Foreign ministers from many Arab nations meeting in Cairo issued a joint statement condemning the move as a “dangerous development.
“The [Arab] league regards these statements as undermining the chances of any progress in the peace process and will torpedo all its foundations,” they added, reports the Guardian.
A slew of government statements later filtered through from other Muslim-majority nations, with Qatar criticising Israel’s “continued contempt of international law”, Turkey calling Netanyahu’s proposal “racist” and Saudi Arabia calling for an emergency meeting of the Organisation of Islamic Cooperation (OIC), as Al Jazeera reports.
“If the annexation is carried out, it will have succeeded in burying any prospect of peace for the next 100 years,” tweeted Erekat. “The Israelis, the international community must stop this madness.
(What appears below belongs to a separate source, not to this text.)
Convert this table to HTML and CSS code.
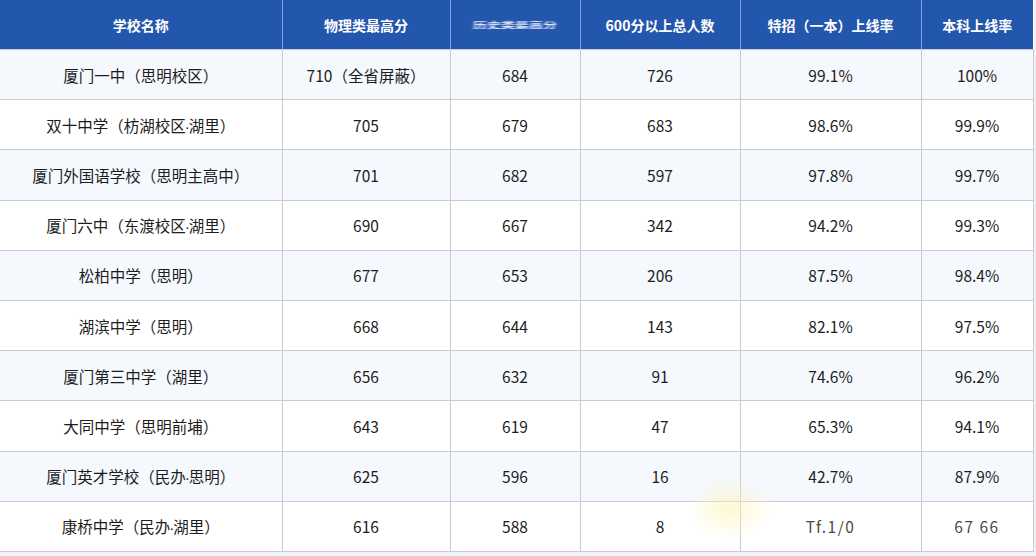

Annexation is a war crime.”
The United Nations also appeared to side with Israel’s Arab neighbours, with one spokesperson calling Netanyahu’s pledge “devastating to the potential of reviving negotiations, regional peace and the very essence of a two-state solution”, while the Jerusalem Post adds that the “chances for peace are already pretty slim. But this could make them a little slimmer.”
What has the US said?
As with the implementation of many of Israel’s hard-line anti-Palestinian policies since Donald Trump became US president in 2017, Netanyahu appeared to suggest that his latest plan has been approved by officials in Washington.
“I am waiting to do this in maximum coordination with [Donald] Trump,” Netanyahu said in his speech this week, before adding that the Trump administration’s Middle East strategy - referred to as the “Deal of the Century” by Trump acolytes - was likely to be published within days of the election and claimed that his opponents would not be able to handle its policies, the BBC says.
However, when questioned on whether the US had backed up Israel’s plans, a spokesperson said there had been “no change in United States policy at this time.
“We will release our Vision for Peace after the Israeli election and work to determine the best path forward to bring long-sought security, opportunity and stability to the region,” the spokesperson added.